Ablation Experiments on Private Dataset. In order to study the effect of MSAM and the new loss function, we conduct ablation experiments on our private dataset. As shown in Table 1, Compared to the YOLOv4 baseline, our proposed MSAM increases the Recall by 4.5%, resulting in a score increase of F1 and F2 by 2.2% and 4.0%, respectively. Adding the top likelihood loss only increases the Precision by 4.4%, and combining top likelihood loss together increases both Precision and Recall, leading to an increase of Precision by 2.9% and Recall by 3.1%. Finally, the model achieves the performance boosting over all the metrics when combining MSAM, Top likelihood and similarity loss, CSP module together, leading to increases of Precision by 4.4%, Recall by 3.7%, F1 by 4.0%, and F2 by 3.8%. It is also worth noting that CSP makes the model more efficient and leads decreases of FLOPs by 10.74% (8.66 to 7.73), and Parameters by 15.7% (63.94 to 53.9).

We also show some visualization results of the heatmap (last feature map of YOLOv4) for ablation comparison (shown in Fig. 4). The results demonstrate that MSAM makes the model more focus on the ground truth areas, and the top likelihood loss let the model better identify the suspected target regions and pay less attention to such areas.

Table 1. The results on the private polyp datasets.

Results and Comparisons on the Public Dataset. The results on the public dataset are shown in Table 2, we also test several previous models for the MICCAI 2015 challenges. The results show that our method improves performance on almost all metrics. Compare to the baseline, our proposed approach achieves a great performance boosting, yielding an increase of Precision by 11.8% (0.736 to 0.854), Recall by 7.5% (0.702 to 0.777), F1 by 9.5% (0.719 to 0.814), F2 by 8.2% (0.709 to 0.791). It is worth noting that the depth of CSPDarknet53 backbone for YOLOv4 is almost the same as Resnet50. However, our proposed approach even significantly outperforms the state-of-the-art model Sornapudi et al. [3] with a backbone of Resnet101 and Liu et al. [23] with a backbone of Inceptionv3. Comparison with Liu et al. [23], although it slightly decreases the Recall by 2.6% (0.803 to 0.777), it increases Precision by 11.5% (0.739 to 0.854), F1 by 4.6% (0.768 to 0.814), and F2 by 0.2% (0.789 to 0.791). We presented the Frame Per Second (FPS) for each model. It shows that our one-stage model is much faster than other models. It is 5.3 times faster than the Faster R-CNN (37.2 vs 7), 11.6 times faster than Sornapudi et al. [3] (37.2 vs 3.2) and 1.2 times faster than Liu et al. [23] (37.2 vs 32). Furthermore, The PR curve is plotted in Fig. 5. Comparison with baseline, our proposed approach increases the AP by 5.1% (0.728 to 0.779).

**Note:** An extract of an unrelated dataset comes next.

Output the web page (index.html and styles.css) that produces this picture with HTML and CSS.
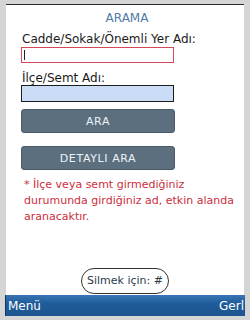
FILE: index.html
```html
<!DOCTYPE html>
<html lang="tr">
<head>
<meta charset="utf-8">
<link rel="stylesheet" href="styles.css">
</head>
<body>
<div class="screen">
  <div class="panel">
    <div class="title">ARAMA</div>
    <div class="form">
      <label class="label">Cadde/Sokak/Önemli Yer Adı:</label>
      <div class="input input-active"><span class="caret"></span></div>
      <label class="label label-2">İlçe/Semt Adı:</label>
      <div class="input input-blue"></div>
      <div class="btn btn-first">ARA</div>
      <div class="btn btn-second">DETAYLI ARA</div>
      <p class="note">* İlçe veya semt girmediğiniz<br>durumunda girdiğiniz ad, etkin alanda<br>aranacaktır.</p>
    </div>
    <div class="hint-row"><span class="hint">Silmek için: #</span></div>
  </div>
  <div class="softkeys">
    <span class="sk-left">Menü</span>
    <span class="sk-right">Gerl</span>
  </div>
</div>
</body>
</html>
```
FILE: styles.css
```css
html, body {
  margin: 0;
  padding: 0;
}
body {
  width: 250px;
  height: 320px;
  background: #d5d5d5;
  font-family: "DejaVu Sans", Verdana, sans-serif;
  overflow: hidden;
}
.screen {
  display: flex;
  flex-direction: column;
  padding-top: 4px;
  height: 316px;
}
.panel {
  margin: 0 6px;
  height: 291px;
  background: #ffffff;
  border-top: 1px solid #2a2a2a;
  box-sizing: border-box;
  display: flex;
  flex-direction: column;
}
.title {
  text-align: center;
  color: #4f7aa6;
  font-size: 12px;
  line-height: 13px;
  margin-top: 7px;
  padding-left: 4px;
}
.form {
  padding-left: 15px;
  display: flex;
  flex-direction: column;
  align-items: flex-start;
}
.label {
  font-size: 12px;
  line-height: 14px;
  color: #1a1a1a;
  margin-top: 7px;
  padding-left: 1px;
}
.label-2 {
  margin-top: 9px;
  line-height: 12px;
}
.input {
  width: 153px;
  height: 16px;
  box-sizing: border-box;
  margin-top: 1px;
  position: relative;
}
.input-active {
  border: 1px solid #d24a5a;
  background: #ffffff;
}
.caret {
  position: absolute;
  left: 2px;
  top: 2px;
  width: 1px;
  height: 10px;
  background: #222;
}
.input-blue {
  border: 1px solid #1c1c1c;
  background: #cadcf6;
  height: 17px;
}
.btn {
  width: 154px;
  height: 24px;
  box-sizing: border-box;
  background: #5b6f7f;
  border: 1px solid #4a5c6b;
  border-radius: 3px;
  color: #eef2f5;
  font-size: 11px;
  letter-spacing: 0.6px;
  display: flex;
  align-items: center;
  justify-content: center;
}
.btn-first {
  margin-top: 7px;
}
.btn-second {
  margin-top: 13px;
}
.note {
  margin: 7px 0 0 3px;
  color: #cc2e40;
  font-size: 11px;
  line-height: 16px;
}
.hint-row {
  margin-top: auto;
  margin-bottom: 1px;
  display: flex;
  justify-content: center;
}
.hint {
  border: 1px solid #333;
  border-radius: 13px;
  height: 26px;
  box-sizing: border-box;
  width: 88px;
  font-size: 11px;
  line-height: 24px;
  text-align: center;
  color: #2a3a4a;
}
.softkeys {
  margin: 0 5px;
  height: 21px;
  background: linear-gradient(#3a76b4, #1f5c9a 40%, #1c5590);
  border-left: 1px solid #15365a;
  display: flex;
  justify-content: space-between;
  align-items: center;
  color: #ffffff;
  font-size: 12px;
  padding: 0 1px 0 2px;
}
```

Table 2. Results of the different modes on MICCAI 2015 challenge dataset.
Fig. 5.
figure 5

Precision-Recall curves for all the methods. The performance of Proposed approach is much better than the teams that attended the MICCAI challenge

4 Conclusions

In this paper, we propose an efficient and accurate object detection method to detect colonoscopic polyps. We design a MSAM mechanism to make the model pay more attention to the polyp lesion regions and eliminate the effect of background content. To make our network more efficient, we develop our method based on a one-stage object detection model. Our model is further jointly optimized with a top likelihood and similarity loss to reduce false positives caused by suspected target regions. A Cross Stage Partial Connection mechanism is further introduced to reduce the parameters. Our approach brings performance boosting compare to the state-of-the-art methods, on both a private polyp detection dataset and public MICCAI 2015 challenge dataset. In the future, we plan to extend our model on more complex scenes, such as gastric polyp detection, lung nodule detection, achieving accurate and real-time lesion detection.